Une heure plus tard, une forte détonation a retenti, le sol a tremblé, et je me suis souvenu de ce que ma fille m’avait dit le matin même. J’ai tout de suite pensé que nous étions en guerre, car cette explosion n’avait rien à voir avec celle que l’on entend habituellement dans les stades de football. J’ai alors analysé la situation en restant sur place. Mais au moment de la seconde détonation, j’ai demandé à tous les agents de sécurité de se mettre à l’abri. Puis je suis allé porter secours à trois personnes blessées, que j’ai mises en position latérale de sécurité. Au cours de la mi-temps, nous avons rassuré les gens qui s’interrogeaient sur ce qui venait de se passer, pour éviter les mouvements de panique. Mon rôle a été de calmer les choses, et de permettre aux spectateurs de suivre le match jusqu’à son terme. Il fallait faire en sorte que tout le monde regagne son domicile sain et sauf.

Cinq jours plus tard, alors que j’étais interrogé par la police dans le cadre de l’enquête sur les attentats, j’ai reconnu le visage de l’homme que j’avais repoussé. Il s’agissait de Bilal Hadfi. Ce fut un énorme choc pour moi, mais aussi un grand soulagement d’avoir stoppé celui qui aurait pu commettre tant de dégâts si je n’avais pas agi rapidement.

 

 

Avez-vous repris du service lors de France-Russie, le 29 mars dernier, pour le retour des Bleus au Stade de France ?

A vrai dire, j’ai repris le travail en février à l’occasion du France – Irlande du Tournoi des 6 Nations. Mais je n’ai pas souhaité travailler à l’extérieur du Stade, comme le soir du 13 novembre. La veille de France-Russie, je n’étais même pas certain de vouloir retourner au travail car les souvenirs difficiles restaient ancrés dans ma mémoire. Puis, après mon passage télévisé à l’émission « C à vous » sur France5, j’ai décidé d’être présent au Stade de France. Il s’agit pour moi d’une mission importante vis-à-vis de la France et de l’Europe. Je devais montrer que nous n’avions pas peur, et que nous continue-rions à aller voir des matchs de football et supporter notre équipe.
Ce soir-là, j’ai été présenté au Président de la République ainsi qu’au Président de la FFF. C’était une immense surprise et un grand honneur pour moi, mais les deux présidents m’ont fait prendre conscience que c’était surtout un honneur pour eux de me rencontrer et de me remercier au nom de la France.

 

Vous avez même pu rencontrer les joueurs de l’équipe de France ?

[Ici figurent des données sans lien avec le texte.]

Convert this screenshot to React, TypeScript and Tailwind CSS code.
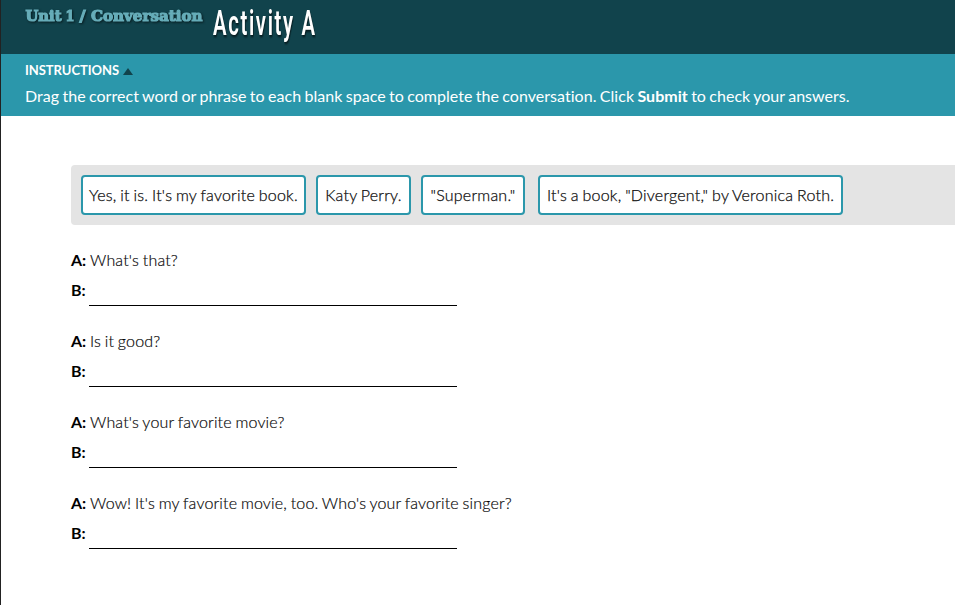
const phrases = [
  { text: "Yes, it is. It's my favorite book.", box: "w-[225px]" },
  { text: "Katy Perry.", box: "ml-[10px] w-[95px]" },
  { text: "\"Superman.\"", box: "ml-[10px] w-[104px]" },
  { text: "It's a book, \"Divergent,\" by Veronica Roth.", box: "ml-[13px] w-[305px]" },
]

const questions = [
  "What's that?",
  "Is it good?",
  "What's your favorite movie?",
  "Wow! It's my favorite movie, too. Who's your favorite singer?",
]

function Header() {
  return (
    <header className="flex h-[54px] bg-[#11434c] pl-6 whitespace-nowrap">
      <svg width="178" height="32" className="shrink-0 overflow-visible">
        <g
          className="fill-[#66adb9] stroke-[#66adb9] text-[15.5px] font-bold [font-family:'DejaVu_Serif',serif] [filter:drop-shadow(1px_1px_1px_#0009)]"
          strokeWidth="1.2"
        >
          <text x="0.5" y="21" textLength="36" lengthAdjust="spacingAndGlyphs">Unit</text>
          <text x="40.5" y="21" textLength="9" lengthAdjust="spacingAndGlyphs">1</text>
          <text x="54.5" y="21" textLength="6" lengthAdjust="spacingAndGlyphs">/</text>
          <text x="66" y="21" textLength="111.5" lengthAdjust="spacingAndGlyphs">Conversation</text>
        </g>
      </svg>
      <svg width="104" height="50" className="ml-[10px] shrink-0 overflow-visible">
        <text
          transform="translate(0 35) scale(0.58 1)"
          textLength="176"
          lengthAdjust="spacing"
          className="fill-white text-[35px] font-semibold [font-family:'Roboto',sans-serif] [filter:drop-shadow(1px_2px_1px_#0009)]"
        >
          Activity A
        </text>
      </svg>
    </header>
  )
}

function Instructions() {
  return (
    <section className="h-[62px] bg-[#2b97ab] pt-2 pl-6 font-normal whitespace-nowrap text-white">
      <div className="flex items-center text-[13px] leading-4 font-bold tracking-[-0.05px]">
        INSTRUCTIONS
        <svg width="10" height="7" viewBox="0 0 10 7" className="mt-[3px] ml-1">
          <path d="M5 0L10 7H0Z" fill="#11434c" />
        </svg>
      </div>
      <p className="mt-2 text-[16px] leading-5 tracking-[0.035px] [font-variant-ligatures:none] [word-spacing:-0.8px]">
        Drag the correct word or phrase to each blank space to complete the conversation. Click{" "}
        <b>Submit</b> to check your answers.
      </p>
    </section>
  )
}

export default function App() {
  return (
    <div className="h-[605px] overflow-hidden border-l border-[#222] bg-white text-[16px] font-light text-black [font-family:Lato,sans-serif]">
      <Header />
      <Instructions />
      <main className="pt-[49px] pl-[70px] [word-spacing:-0.8px]">
        <div className="flex h-[60px] items-center rounded-l bg-[#e4e4e4] pl-[10px]">
          {phrases.map((phrase) => (
            <div
              key={phrase.text}
              className={`flex h-10 shrink-0 items-center justify-center rounded border-2 border-[#2b97ab] bg-white tracking-[0.22px] whitespace-nowrap [-webkit-text-stroke:0.25px_#222] ${phrase.box}`}
            >
              {phrase.text}
            </div>
          ))}
        </div>
        <div className="mt-[25px] flex flex-col gap-[26px]">
          {questions.map((question) => (
            <div key={question} className="h-[55px]">
              <p className="flex leading-5">
                <b className="w-[19px] font-bold">A:</b>
                <span className="tracking-[0.17px] [-webkit-text-stroke:0.2px_#222]">{question}</span>
              </p>
              <div className="mt-[10px] flex h-[26px]">
                <b className="w-[18px] leading-5 font-bold">B:</b>
                <span className="w-[368px] border-b border-black" />
              </div>
            </div>
          ))}
        </div>
      </main>
    </div>
  )
}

Tout à fait, on m’a invité à Clairefontaine et Matuidi en personne est venu me remercier pour mon geste car sa femme et ses enfants étaient au Stade de France ce soir-là. Il était très reconnaissant pour ce que j’avais accompli ce soir du 13 novembre. Tout comme les autres joueurs de l’équipe de France. Ma venue à Clairefontaine a même fait l’objet d’une Une au journal L’Équipe. C’est une grande fierté pour moi.

 

Le Kop IF est également très reconnaissant pour votre geste et vous a remis une écharpe aux couleurs de l’association…

En effet, cela m’a énormément touché. Je suis très heureux de voir que des gens me soutiennent et reconnaissent mon travail, c’est très important pour moi. Mon souhait est de permettre aux gens de ne pas avoir peur et d’aller à l’Euro tranquillement. Nous devons rester solidaires pour l’Euro et même après. En tout cas, en ce qui me concerne, je serai mobilisé pour poursuivre mes missions d’agent de sécurité incendie au Stade de France.